PROBLEM DETAILS:
Of all the lines in the records, how many hold the word "Tailwind"? Answer with the number only.

━━ EXERCISE INPUTS ━━

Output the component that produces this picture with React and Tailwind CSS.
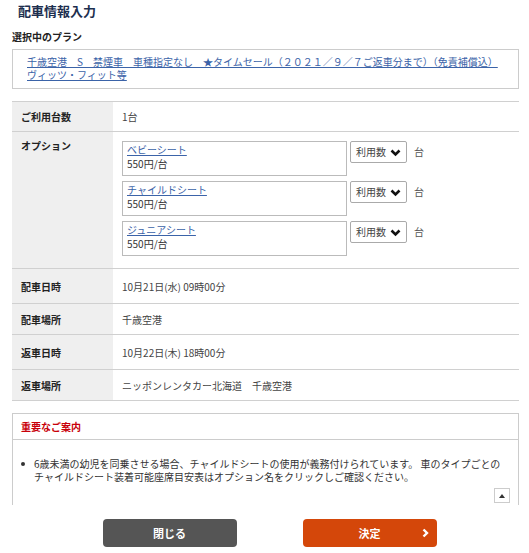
import React from "react";

const font = { fontFamily: '"Noto Sans CJK JP", "Noto Sans", sans-serif' };

function Chevron() {
  return (
    <svg width="11" height="8" viewBox="0 0 11 8" className="absolute right-[5px] top-[7px] pointer-events-none">
      <polyline points="1.5,1.5 5.5,5.5 9.5,1.5" fill="none" stroke="#111" strokeWidth="2.6" />
    </svg>
  );
}

function OptionRow({ name }) {
  return (
    <div className="flex items-start">
      <div className="w-[225px] h-[35px] border border-[#bbb] px-[4px] pt-[1px] leading-[13px]">
        <a href="#" className="block text-[#3b63a8] underline text-[10px] leading-[14px]">{name}</a>
        <div className="text-[10px] leading-[13px] text-[#333]">550円/台</div>
      </div>
      <div className="relative ml-[3px] w-[57px] h-[22px] border border-[#aaa] rounded-[2px] bg-white">
        <span className="absolute left-[5px] top-[3px] text-[10px] leading-[14px] text-[#444]">利用数</span>
        <Chevron />
      </div>
      <span className="ml-[7px] mt-[4px] text-[10px] leading-[14px] text-[#555]">台</span>
    </div>
  );
}

function Row({ label, children, h, top = false }) {
  return (
    <div className={`flex border-b border-[#d0d0d0] ${h}`}>
      <div className={`w-[101px] bg-[#efefef] pl-[9px] text-[10px] font-bold text-[#222] flex ${top ? "items-start pt-[6px]" : "items-center"}`}>
        {label}
      </div>
      <div className={`flex-1 pl-[9px] text-[10px] text-[#444] flex ${top ? "flex-col gap-[5px] pt-[9px]" : "items-center"}`}>
        {children}
      </div>
    </div>
  );
}

export default function App() {
  return (
    <div className="w-[529px] h-[553px] bg-white overflow-hidden" style={font}>
      <div className="pl-[12px] w-[519px]">
        <h1 className="pl-[6px] pt-[2px] text-[13px] leading-[18px] font-bold text-[#1d2f4f]">配車情報入力</h1>
        <div className="mt-[10px] text-[10px] leading-[14px] font-bold text-[#222]">選択中のプラン</div>
        <div className="mt-[5px] h-[40px] border border-[#ccc] pl-[14px] pt-[5px] text-[10px] leading-[13px]">
          <a href="#" className="text-[#3b63a8] underline">
            千歳空港　S　禁煙車　車種指定なし　★タイムセール（２０２１／９／７ご返車分まで）（免責補償込）<br />ヴィッツ・フィット等
          </a>
        </div>
        <div className="mt-[12px] border-t border-[#d0d0d0]">
          <Row label="ご利用台数" h="h-[30px]">1台</Row>
          <Row label="オプション" h="h-[137px]" top>
            <OptionRow name="ベビーシート" />
            <OptionRow name="チャイルドシート" />
            <OptionRow name="ジュニアシート" />
          </Row>
          <Row label="配車日時" h="h-[35px]">10月21日(水) 09時00分</Row>
          <Row label="配車場所" h="h-[31px]">千歳空港</Row>
          <Row label="返車日時" h="h-[35px]">10月22日(木) 18時00分</Row>
          <Row label="返車場所" h="h-[31px]">ニッポンレンタカー北海道　千歳空港</Row>
        </div>
        <div className="mt-[12px] h-[92px] border-x border-t border-[#ccc] flex flex-col">
          <div className="h-[26px] border-b border-[#ccc] pl-[8px] flex items-center text-[10px] font-bold text-[#c8000a]">重要なご案内</div>
          <div className="relative flex-1 overflow-hidden">
            <div className="flex pl-[8px] pt-[17px] text-[10px] leading-[13px] text-[#333]">
              <span className="w-[13px] shrink-0 flex pt-[5px]">
                <span className="block w-[4px] h-[4px] rounded-full bg-[#333]" />
              </span>
              <span className="pr-[8px]">6歳未満の幼児を同乗させる場合、チャイルドシートの使用が義務付けられています。 車のタイプごとのチャイルドシート装着可能座席目安表はオプション名をクリックしご確認ください。</span>
            </div>
            <div className="absolute right-[8px] bottom-[2px] w-[16px] h-[15px] border border-[#ccc] bg-white flex items-center justify-center">
              <svg width="6" height="4" viewBox="0 0 6 4"><polygon points="3,0 6,4 0,4" fill="#333" /></svg>
            </div>
          </div>
        </div>
      </div>
      <div className="mt-[14px] flex justify-center gap-[66px] pl-[10px]">
        <button className="w-[134px] h-[28px] rounded-[4px] bg-[#555555] text-white text-[11px] font-bold">閉じる</button>
        <button className="relative w-[134px] h-[28px] rounded-[4px] bg-[#d4470a] text-white text-[11px] font-bold">
          決定
          <svg width="7" height="10" viewBox="0 0 7 10" className="absolute right-[8px] top-[9px]">
            <polyline points="1.5,1.5 5,5 1.5,8.5" fill="none" stroke="#fff" strokeWidth="2.4" />
          </svg>
        </button>
      </div>
    </div>
  );
}
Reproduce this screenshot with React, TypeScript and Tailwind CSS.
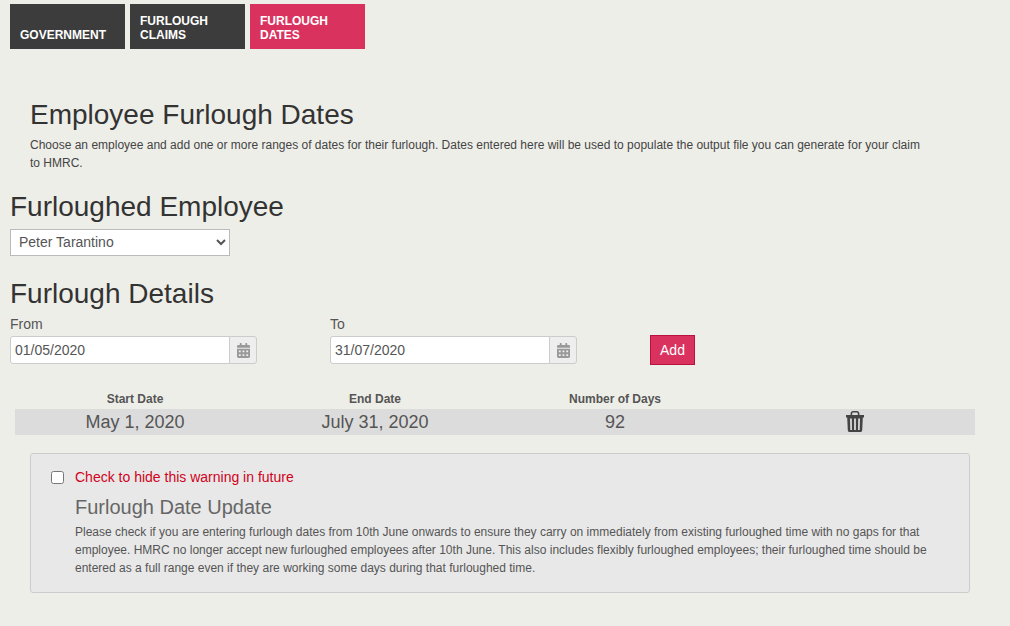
import { FaCalendarAlt } from "react-icons/fa";

function DateField({ label, value, className }: { label: string; value: string; className?: string }) {
  return (
    <div className={"flex flex-col w-[247px] " + (className ?? "")}>
      <label className="text-sm leading-5 h-[20px] text-[#555] mb-[2px]">{label}</label>
      <div className="flex h-[28px]">
        <input
          type="text"
          defaultValue={value}
          className="w-[220px] h-full bg-white border border-[#ccc] rounded-l-[3px] px-[4px] text-sm text-[#555] outline-none"
        />
        <div className="w-[28px] h-full -ml-px flex items-center justify-center bg-[#eee] border border-[#ccc] rounded-r-[3px]">
          <FaCalendarAlt className="w-[13px] h-[15px] text-[#999]" />
        </div>
      </div>
    </div>
  );
}

function TrashIcon() {
  return (
    <svg viewBox="0 0 18 21" className="w-[18px] h-[21px] -mt-[1px] text-[#444]" fill="currentColor">
      <path
        fillRule="evenodd"
        d="M0 4H4.6V2.6C4.6 1.2 5.6 0 7 0H11C12.4 0 13.4 1.2 13.4 2.6V4H18V6.4H16.8L16.2 19.2C16.2 20.2 15.4 21 14.4 21H3.6C2.6 21 1.8 20.2 1.8 19.2L1.2 6.4H0ZM6.2 4H11.8V2.8C11.8 2 11.4 1.5 10.6 1.5H7.4C6.6 1.5 6.2 2 6.2 2.8ZM4 7.4L4.3 19H6L5.8 7.4ZM8.1 7.4V19H9.9V7.4ZM12.2 7.4L12 19H13.7L14 7.4Z"
      />
    </svg>
  );
}

export default function App() {
  return (
    <div className="w-[1010px] h-[626px] overflow-hidden bg-[#eeeee8] font-['Liberation_Sans',Arial,sans-serif] text-[#333]">
      <nav className="flex gap-[5px] pt-[4px] pl-[10px]">
        <a className="w-[115px] h-[45px] bg-[#3c3c3c] text-white text-xs font-bold uppercase leading-[14px] px-[10px] pt-[24px]">Government</a>
        <a className="w-[115px] h-[45px] bg-[#3c3c3c] text-white text-xs font-bold uppercase leading-[14px] px-[10px] pt-[10px]">Furlough<br />Claims</a>
        <a className="w-[115px] h-[45px] bg-[#da325f] text-white text-xs font-bold uppercase leading-[14px] px-[10px] pt-[10px]">Furlough<br />Dates</a>
      </nav>

      <div className="pl-[30px] pt-[50px] w-[925px]">
        <h1 className="text-[28px] leading-[32px] text-[#333]">Employee Furlough Dates</h1>
        <p className="mt-[5px] text-xs leading-[18px] text-[#444]">
          Choose an employee and add one or more ranges of dates for their furlough. Dates entered here will be used to populate the output file you can generate for your claim to HMRC.
        </p>
      </div>

      <div className="pl-[10px]">
        <h2 className="mt-[19px] text-[28px] leading-[32px] text-[#333]">Furloughed Employee</h2>
        <select className="block mt-[6px] w-[220px] h-[27px] bg-white border border-[#bbb] pl-[4px] pb-[2px] text-sm text-[#555] outline-none">
          <option>Peter Tarantino</option>
        </select>

        <h2 className="mt-[22px] text-[28px] leading-[32px] text-[#333]">Furlough Details</h2>
        <div className="flex mt-[4px] items-end">
          <DateField label="From" value="01/05/2020" />
          <DateField label="To" value="31/07/2020" className="ml-[73px]" />
          <button className="ml-[73px] mb-[-1px] w-[45px] h-[30px] bg-[#da325f] border border-[#b8123f] text-white text-sm">Add</button>
        </div>
      </div>

      <div className="mt-[27px] ml-[15px] w-[960px]">
        <div className="grid grid-cols-4 h-[18px] text-xs font-bold leading-[17px] text-center text-[#555]">
          <div>Start Date</div>
          <div>End Date</div>
          <div>Number of Days</div>
          <div></div>
        </div>
        <div className="grid grid-cols-4 h-[26px] items-center bg-[#dcdcdc] text-lg leading-[26px] text-center text-[#555]">
          <div>May 1, 2020</div>
          <div>July 31, 2020</div>
          <div>92</div>
          <div className="flex justify-center">
            <TrashIcon />
          </div>
        </div>
      </div>

      <div className="mt-[18px] ml-[30px] w-[940px] h-[140px] bg-[#e8e8e8] border border-[#ccc] rounded-[3px] pt-[13px] pl-[20px] pr-[20px]">
        <label className="flex items-center h-[20px] text-sm text-[#d0021b]">
          <input type="checkbox" className="w-[13px] h-[13px] mr-[11px]" />
          Check to hide this warning in future
        </label>
        <div className="pl-[24px]">
          <h4 className="mt-[8px] text-xl leading-[24px] text-[#666]">Furlough Date Update</h4>
          <p className="mt-[4px] text-xs leading-[18px] text-[#555]">
            Please check if you are entering furlough dates from 10th June onwards to ensure they carry on immediately from existing furloughed time with no gaps for that employee. HMRC no longer accept new furloughed employees after 10th June. This also includes flexibly furloughed employees; their furloughed time should be entered as a full range even if they are working some days during that furloughed time.
          </p>
        </div>
      </div>
    </div>
  );
}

━━━

THE REPLY:
2